— EXERCISE OBJECTIVE —
Where does the string "components" appear in the records? Copy every line that contains it.

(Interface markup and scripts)
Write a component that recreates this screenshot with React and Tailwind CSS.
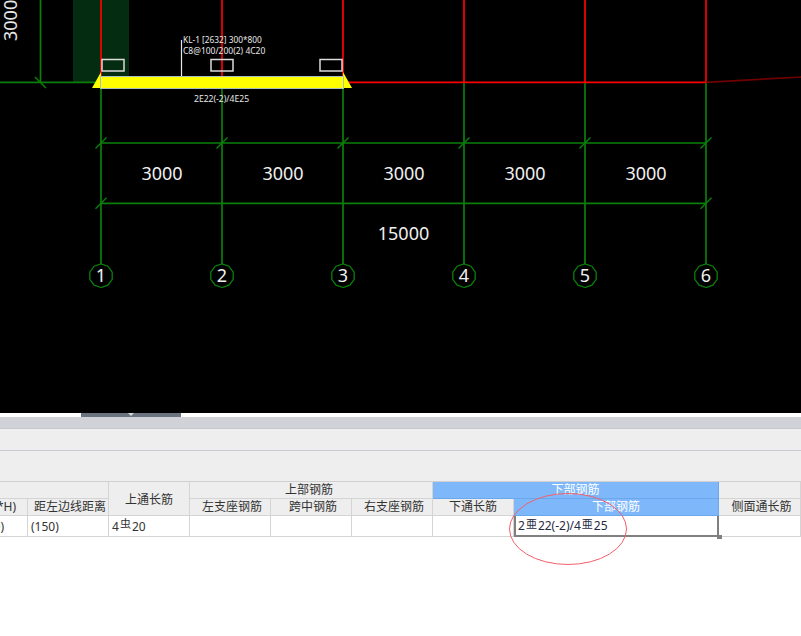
const cjk = { fontFamily: '"Noto Sans", "Noto Sans CJK SC", sans-serif' };

const axes = [101, 222, 343, 464, 585, 706];
const lineW = 1.7;

function Tick({ x, y, color = '#0a7f0a' }) {
  return <line x1={x - 5.5} y1={y + 5.5} x2={x + 5.5} y2={y - 5.5} stroke={color} strokeWidth="1.5" />;
}

function bubble(cx, cy, r) {
  const pts = [];
  for (let i = 0; i < 10; i++) {
    const a = (Math.PI * 2 * i) / 10 + Math.PI / 2;
    pts.push(`${(cx + r * Math.cos(a)).toFixed(1)},${(cy + r * Math.sin(a)).toFixed(1)}`);
  }
  return pts.join(' ');
}

function Drawing() {
  const green = '#0a7f0a';
  const red = '#ff0000';
  return (
    <svg width="801" height="413" viewBox="0 0 801 413" className="block bg-black" style={cjk}>
      {/* column fill */}
      <rect x="73" y="0" width="56" height="82" fill="#042c10" />

      {/* left dimension */}
      <line x1="40.5" y1="0" x2="40.5" y2="82" stroke={green} strokeWidth={lineW} />
      <line x1="0" y1="82.3" x2="101" y2="82.3" stroke={green} strokeWidth={lineW} />
      <line x1="35" y1="77" x2="46" y2="88" stroke={green} strokeWidth="1.5" />
      <text transform="translate(17,41) rotate(-90)" fill="#e8e8e8" fontSize="18">3000</text>

      {/* red beam lines */}
      {axes.map((x, i) => (
        <line key={x} x1={x} y1="0" x2={x} y2={i < 3 ? 76 : 83} stroke={red} strokeWidth={lineW} />
      ))}
      <line x1="345" y1="82.3" x2="706" y2="82.3" stroke={red} strokeWidth={lineW} />
      <line x1="706" y1="82.3" x2="801" y2="77" stroke="#6e0000" strokeWidth={lineW} />

      {/* axis lines */}
      {axes.map((x) => (
        <line key={x} x1={x} y1={x < 344 ? 89 : 83} x2={x} y2="264" stroke={green} strokeWidth={lineW} />
      ))}

      {/* dimensions */}
      <line x1="101" y1="143" x2="706" y2="143" stroke={green} strokeWidth={lineW} />
      <line x1="101" y1="203.3" x2="706" y2="203.3" stroke={green} strokeWidth={lineW} />
      {axes.map((x) => <Tick key={x} x={x} y={143} />)}
      <Tick x={101} y={203.3} />
      <Tick x={706} y={203.3} />
      {[162, 283, 404, 525, 646].map((x) => (
        <text key={x} x={x} y="179.5" fill="#f0f0f0" fontSize="18" textAnchor="middle">3000</text>
      ))}
      <text x="403.5" y="240" fill="#f0f0f0" fontSize="18" textAnchor="middle">15000</text>

      {/* axis bubbles */}
      {axes.map((x, i) => (
        <g key={x}>
          <polygon points={bubble(x, 275.7, 11.8)} fill="none" stroke={green} strokeWidth="1.3" />
          <text x={x} y="282" fill="#f0f0f0" fontSize="18" textAnchor="middle">{i + 1}</text>
        </g>
      ))}

      {/* beam */}
      <polygon points="92,88 101,72 101,88" fill="#ffff00" />
      <polygon points="343,72 352,88 343,88" fill="#ffff00" />
      <rect x="100.5" y="76.5" width="243" height="12" fill="#ffff00" stroke="#a8c0c0" strokeWidth="1" />

      {/* rebar marks */}
      {[102, 211, 320].map((x) => (
        <rect key={x} x={x} y="59.5" width="22" height="11.5" fill="none" stroke="#dcdcdc" strokeWidth="1.5" />
      ))}
      <line x1="181.5" y1="40" x2="181.5" y2="76" stroke="#e8e8e8" strokeWidth="1.2" />
      <text x="183" y="43" fill="#e8e8e8" fontSize="8.3">KL-1 [2632] 300*800</text>
      <text x="183" y="54" fill="#e8e8e8" fontSize="8.5">C8@100/200(2) 4C20</text>
      <text x="194" y="102" fill="#e8e8e8" fontSize="8.6">2E22(-2)/4E25</text>
    </svg>
  );
}

function Head({ blue, className = '', children }) {
  const tone = blue
    ? 'border-[#6aa8ee] bg-[#7eb8fb] text-white'
    : 'border-[#d4d4d4] bg-[#eeeeee] text-[#333333]';
  return (
    <div className={`flex items-center justify-center overflow-hidden whitespace-nowrap border-r border-b text-[12px] ${tone} ${className}`}>
      {children}
    </div>
  );
}

function Cell({ className = '', children }) {
  return (
    <div className={`flex items-center overflow-hidden whitespace-nowrap border-r border-b border-[#d4d4d4] bg-white pt-[1px] text-[12px] text-[#333333] ${className}`}>
      {children}
    </div>
  );
}

function Bar({ mark }) {
  return <span className="relative top-[-2px] mx-px text-[11px]">{mark}</span>;
}

function RebarTable() {
  return (
    <div className="relative">
      <div className="grid grid-cols-[28px_81px_81px_81px_81px_81px_81px_205px_82px] grid-rows-[17px_17px_21px] border-t border-[#d0d0d0]">
        <Head className="col-span-2" />
        <Head className="row-span-2 pt-[2px]">上通长筋</Head>
        <Head className="col-span-3 pr-[4px]">上部钢筋</Head>
        <Head blue className="col-span-2">下部钢筋</Head>
        <Head />

        <Head className="justify-end pr-[11px]">*H)</Head>
        <Head className="pl-[4px]">距左边线距离</Head>
        <Head className="pl-[4px]">左支座钢筋</Head>
        <Head className="pl-[4px]">跨中钢筋</Head>
        <Head className="pl-[4px]">右支座钢筋</Head>
        <Head>下通长筋</Head>
        <Head blue>下部钢筋</Head>
        <Head className="pl-[4px]">侧面通长筋</Head>

        <Cell className="justify-end pr-[23px]">0)</Cell>
        <Cell className="pl-[3px]">(150)</Cell>
        <Cell className="pl-[3px]">4<Bar mark="虫" />20</Cell>
        <Cell />
        <Cell />
        <Cell />
        <Cell />
        <div className="flex items-center overflow-hidden whitespace-nowrap border-r-2 border-b-2 border-l-2 border-[#808080] bg-white pt-[1px] pl-[2px] text-[12px] text-[#1f2a44]">
          2<Bar mark="亜" />22(-2)/4<Bar mark="亜" />25
        </div>
        <Cell />
      </div>
      {/* fill handle */}
      <div className="absolute left-[717px] top-[54px] h-[4px] w-[5px] bg-[#808080]" />
      {/* hand drawn markup */}
      <svg width="130" height="80" viewBox="0 0 130 80" className="absolute left-[503px] top-[10px]">
        <ellipse cx="65" cy="38" rx="58.5" ry="35.5" fill="none" stroke="#f0606c" strokeWidth="1" />
      </svg>
    </div>
  );
}

export default function App() {
  return (
    <div className="h-[636px] w-[801px] overflow-hidden bg-white" style={cjk}>
      <Drawing />
      <div className="flex h-[4px] justify-start bg-white pl-[81px]">
        <div className="flex h-full w-[100px] justify-center bg-[#6b7280]">
          <div className="h-0 w-0 border-x-[3px] border-t-[3px] border-x-transparent border-t-[#d8d8d8]" />
        </div>
      </div>
      <div className="h-[12px] border-b border-[#c4c6cc] bg-[#d0d2d8]" />
      <div className="h-[22px] border-b border-[#c8c8d0] bg-[#eeeeee]" />
      <div className="h-[30px] bg-[#eeeeee]" />
      <RebarTable />
    </div>
  );
}
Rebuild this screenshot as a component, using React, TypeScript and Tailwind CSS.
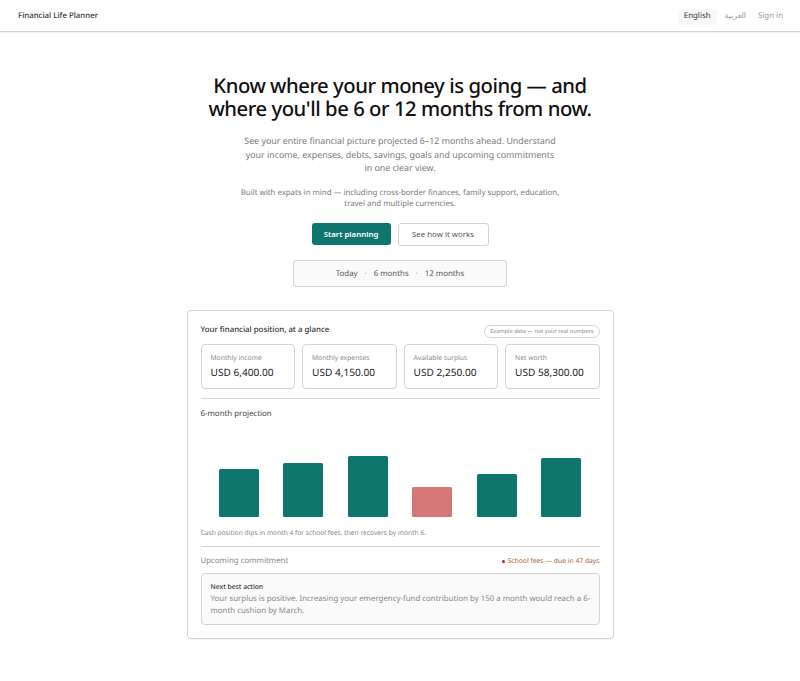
const metrics = [
  ["Monthly income", "USD 6,400.00"],
  ["Monthly expenses", "USD 4,150.00"],
  ["Available surplus", "USD 2,250.00"],
  ["Net worth", "USD 58,300.00"],
];
const bars = [
  { h: "h-[47.5px]", c: "bg-[#0f766e]" },
  { h: "h-[54px]", c: "bg-[#0f766e]" },
  { h: "h-[60.5px]", c: "bg-[#0f766e]" },
  { h: "h-[30px]", c: "bg-[#d77676]" },
  { h: "h-[43px]", c: "bg-[#0f766e]" },
  { h: "h-[58.5px]", c: "bg-[#0f766e]" },
];

export default function App() {
  return (
    <div className="min-h-[681px] bg-white font-['Noto_Sans',sans-serif] text-[#111827] [text-rendering:geometricPrecision]">
      <header className="flex h-[32px] items-center justify-between border-b border-[#d4d4d4] pt-[3px] pr-[17px] pl-[18px] shadow-[0_1px_1px_rgba(0,0,0,0.04)]">
        <div className="text-[7.875px] font-medium text-[#333333]">Financial Life Planner</div>
        <div className="flex items-center gap-[2px] text-[7.875px]">
          <span className="rounded-[4px] bg-[#f8f8f8] px-[6px] py-[2px] text-[#333333]">English</span>
          <span className="px-[6px] py-[2px] text-[#999999]">العربية</span>
          <span className="py-[2px] pl-[4px] text-[#999999]">Sign in</span>
        </div>
      </header>
      <main className="flex flex-col items-center pt-[42px]">
        <h1 className="text-center text-[20.25px] leading-[23px] font-medium tracking-[-0.45px] text-[#111111]">
          Know where your money is going — and
          <br />
          where you'll be 6 or 12 months from now.
        </h1>
        <p className="mt-[15px] w-[316px] text-center text-[8.85px] leading-[13.5px] text-[#7a7a7a]">
          See your entire financial picture projected 6–12 months ahead. Understand your income, expenses, debts, savings, goals and upcoming commitments in one clear view.
        </p>
        <p className="mt-[12px] w-[330px] text-center text-[7.83px] leading-[11.5px] text-[#7a7a7a]">
          Built with expats in mind — including cross-border finances, family support, education, travel and multiple currencies.
        </p>
        <div className="mt-[12px] flex items-center gap-[7px]">
          <button className="flex h-[22px] w-[79px] items-center justify-center rounded-[3px] bg-[#0f766e] pt-[1px] text-[7.875px] font-semibold text-white">Start planning</button>
          <button className="flex h-[23px] w-[91px] items-center justify-center rounded-[3px] border border-[#d4d4d4] bg-white pt-[1px] text-[7.875px] text-[#555555]">See how it works</button>
        </div>
        <div className="mt-[14px] flex h-[27px] w-[214px] items-center justify-center gap-[7px] rounded-[3px] border border-[#d4d4d4] bg-[#fafafa] pt-[3px] text-[7.875px] text-[#555555]">
          <span>Today</span>
          <span className="text-[#999999]">·</span>
          <span>6 months</span>
          <span className="text-[#999999]">·</span>
          <span>12 months</span>
        </div>
        <section className="mt-[23px] w-[427px] rounded-[4px] border border-[#d4d4d4] px-[13px] pt-[14px] pb-[13px] shadow-[0_1px_1px_rgba(0,0,0,0.05)]">
          <div className="flex items-center justify-between">
            <div className="text-[7.875px] font-medium text-[#333333]">Your financial position, at a glance</div>
            <div className="rounded-full border border-[#d4d4d4] px-[5px] py-[1.5px] text-[5.625px] text-[#888888]">Example data — not your real numbers</div>
          </div>
          <div className="mt-[6px] grid grid-cols-4 gap-[7px]">
            {metrics.map(([label, value]) => (
              <div key={label} className="h-[45px] rounded-[4px] border border-[#d4d4d4] px-[9px] pt-[7px]">
                <div className="text-[6.75px] leading-[11px] text-[#888888]">{label}</div>
                <div className="mt-[2px] text-[10.125px] leading-[14px] text-[#222222]">{value}</div>
              </div>
            ))}
          </div>
          <div className="mt-[9px] border-t border-[#d4d4d4]" />
          <div className="mt-[9px] text-[7.875px] leading-[12px] text-[#444444]">6-month projection</div>
          <div className="mt-[36.5px] grid h-[60.5px] grid-cols-6 items-end justify-items-center px-[6px]">
            {bars.map((b, i) => (
              <div key={i} className={`w-[40px] rounded-[1.5px] ${b.h} ${b.c}`} />
            ))}
          </div>
          <div className="mt-[10.5px] text-[6.67px] leading-[11px] text-[#888888]">Cash position dips in month 4 for school fees, then recovers by month 6.</div>
          <div className="mt-[8px] border-t border-[#d4d4d4]" />
          <div className="mt-[8px] flex items-center justify-between">
            <div className="text-[7.875px] leading-[12px] text-[#888888]">Upcoming commitment</div>
            <div className="flex items-center gap-[3px] text-[6.75px] text-[#b45a34]">
              <span className="h-[3px] w-[3px] rounded-full bg-[#b91c1c]" />
              <span>School fees — due in 47 days</span>
            </div>
          </div>
          <div className="mt-[6px] rounded-[4px] border border-[#d4d4d4] bg-[#fafafa] pt-[7px] pr-[6px] pb-[7px] pl-[9px]">
            <div className="text-[6.75px] leading-[11px] font-medium text-[#333333]">Next best action</div>
            <div className="mt-[2px] text-[7.875px] leading-[11.5px] text-[#888888]">Your surplus is positive. Increasing your emergency-fund contribution by 150 a month would reach a 6-month cushion by March.</div>
          </div>
        </section>
      </main>
    </div>
  );
}
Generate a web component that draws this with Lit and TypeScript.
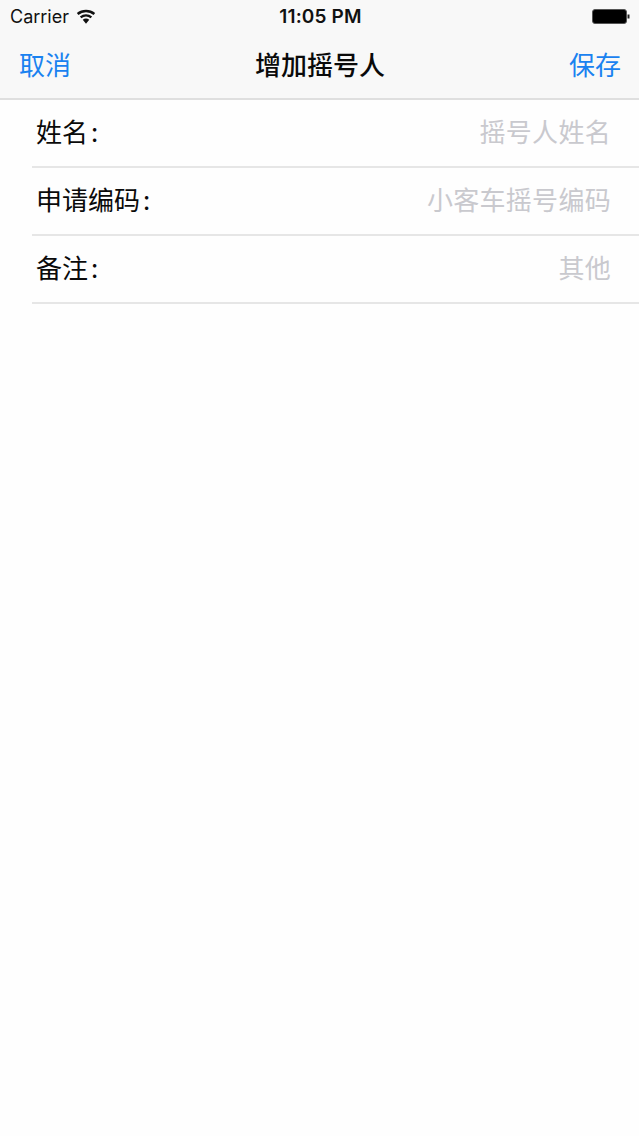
import { LitElement, html, css } from "lit";
import { customElement } from "lit/decorators.js";

@customElement("app-root")
export class AppRoot extends LitElement {
  static styles = css`
    :host { display: block; width: 639px; height: 1136px; background: #fefefe; overflow: hidden; font-family: "Liberation Sans", "Noto Sans CJK SC", sans-serif; }
    .head { background: #f8f8f8; border-bottom: 2px solid #dfdfdf; height: 98px; }
    .status { height: 33px; display: grid; grid-template-columns: 1fr auto 1fr; align-items: center; padding: 0 9px 0 10px; font-family: "Inter", "Liberation Sans", sans-serif; color: #111; }
    .left { display: flex; align-items: center; gap: 8px; font-size: 18px; }
    .wifi { margin-left: -1px; }
    .time { font-size: 19px; font-weight: 600; letter-spacing: 0.15px; margin-left: 1px; }
    .right { display: flex; justify-content: flex-end; }
    .nav { height: 61px; padding: 0 18px 4px 19px; display: grid; grid-template-columns: 1fr auto 1fr; align-items: center; font-family: "Noto Sans CJK SC", sans-serif; }
    .btn { font-size: 26px; color: #1a82f0; line-height: 1; }
    .btn.end { justify-self: end; }
    .title { font-size: 26px; font-weight: 500; color: #0a0a0a; line-height: 1; }
    .rows { padding-left: 32px; }
    .row { height: 62px; padding: 0 28px 4px 4px; border-bottom: 2px solid #e6e6e6; display: flex; align-items: center; justify-content: space-between; font-family: "Noto Sans CJK SC", sans-serif; }
    .label { font-size: 26px; color: #0a0a0a; line-height: 1; }
    .colon { padding-left: 3px; }
    .ph { font-size: 26px; letter-spacing: 0.3px; color: #c9c9ce; line-height: 1; }
  `;
  render() {
    const rows = [["姓名", "摇号人姓名"], ["申请编码", "小客车摇号编码"], ["备注", "其他"]];
    return html`
      <div class="head">
        <div class="status">
          <div class="left">Carrier
            <svg class="wifi" width="20" height="15" viewBox="0 0 19 14"><path d="M9.5 14 L12.6 10.2 A5 5 0 0 0 6.4 10.2 Z M5.1 8.7 A7 7 0 0 1 13.9 8.7 L15.3 7 A9.3 9.3 0 0 0 3.7 7 Z M2.3 5.5 A11.3 11.3 0 0 1 16.7 5.5 L18.2 3.7 A13.6 13.6 0 0 0 .8 3.7 Z" fill="#111"/></svg>
          </div>
          <div class="time">11:05 PM</div>
          <div class="right">
            <svg width="38" height="16" viewBox="0 0 38 16"><rect x="0.5" y="0.5" width="34" height="14" rx="2.5" fill="#000" stroke="#555"/><rect x="35.5" y="5.5" width="2" height="4" fill="#222"/></svg>
          </div>
        </div>
        <div class="nav">
          <span class="btn">取消</span>
          <span class="title">增加摇号人</span>
          <span class="btn end">保存</span>
        </div>
      </div>
      <div class="rows">
        ${rows.map(([l, p]) => html`<div class="row"><span class="label">${l}<span class="colon">:</span></span><span class="ph">${p}</span></div>`)}
      </div>
    `;
  }
}
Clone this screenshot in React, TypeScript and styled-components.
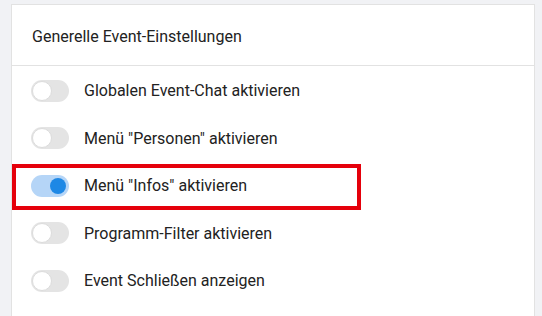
import styled, { createGlobalStyle } from "styled-components";

const GlobalStyle = createGlobalStyle`
  body {
    margin: 0;
    background: #f1f2f5;
    font-family: Roboto, "Noto Sans", sans-serif;
  }
`;

const Page = styled.div`
  padding: 4px 7px 0 11px;
  height: 312px;
  overflow: hidden;
`;

const Card = styled.section`
  background: #fff;
  border: 1px solid #e2e2e2;
  border-bottom: none;
  min-height: 320px;
`;

const CardHeader = styled.header`
  height: 61px;
  display: flex;
  align-items: center;
  padding: 2px 20px 0;
  box-sizing: border-box;
  border-bottom: 1px solid #e2e2e2;
  font-size: 16px;
  color: #222;
`;

const List = styled.div`
  display: flex;
  flex-direction: column;
  padding-top: 1px;
`;

const Row = styled.label<{ highlighted?: boolean }>`
  position: relative;
  height: 47.5px;
  display: flex;
  align-items: center;
  gap: 15px;
  padding-left: 19px;
  font-size: 16px;
  color: #222;

  ${(p) =>
    p.highlighted &&
    `
    &::after {
      content: "";
      position: absolute;
      left: 0;
      top: 2px;
      width: 349px;
      height: 46px;
      box-sizing: border-box;
      border: 4px solid #e5000b;
      pointer-events: none;
    }
  `}
`;

const Track = styled.span<{ on?: boolean }>`
  position: relative;
  width: 38px;
  height: 22px;
  border-radius: 11px;
  background: ${(p) => (p.on ? "#b5d5f7" : "#e4e4e4")};
  flex-shrink: 0;
`;

const Thumb = styled.span<{ on?: boolean }>`
  position: absolute;
  top: ${(p) => (p.on ? "3px" : "1px")};
  left: ${(p) => (p.on ? "19px" : "1px")};
  width: ${(p) => (p.on ? "16px" : "20px")};
  height: ${(p) => (p.on ? "16px" : "20px")};
  border-radius: 50%;
  box-sizing: border-box;
  background: ${(p) => (p.on ? "#1e88e5" : "#fff")};
  border: ${(p) => (p.on ? "none" : "1px solid #dcdcdc")};
`;

const items = [
  { label: "Globalen Event-Chat aktivieren", on: false },
  { label: 'Menü "Personen" aktivieren', on: false },
  { label: 'Menü "Infos" aktivieren', on: true, highlighted: true },
  { label: "Programm-Filter aktivieren", on: false },
  { label: "Event Schließen anzeigen", on: false },
];

export default function App() {
  return (
    <>
      <GlobalStyle />
      <Page>
        <Card>
          <CardHeader>Generelle Event-Einstellungen</CardHeader>
          <List>
            {items.map((item) => (
              <Row key={item.label} highlighted={item.highlighted}>
                <Track on={item.on}>
                  <Thumb on={item.on} />
                </Track>
                {item.label}
              </Row>
            ))}
          </List>
        </Card>
      </Page>
    </>
  );
}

— WRITTEN REPLY —
Clone this screenshot in React, TypeScript and styled-components.
import styled, { createGlobalStyle } from "styled-components";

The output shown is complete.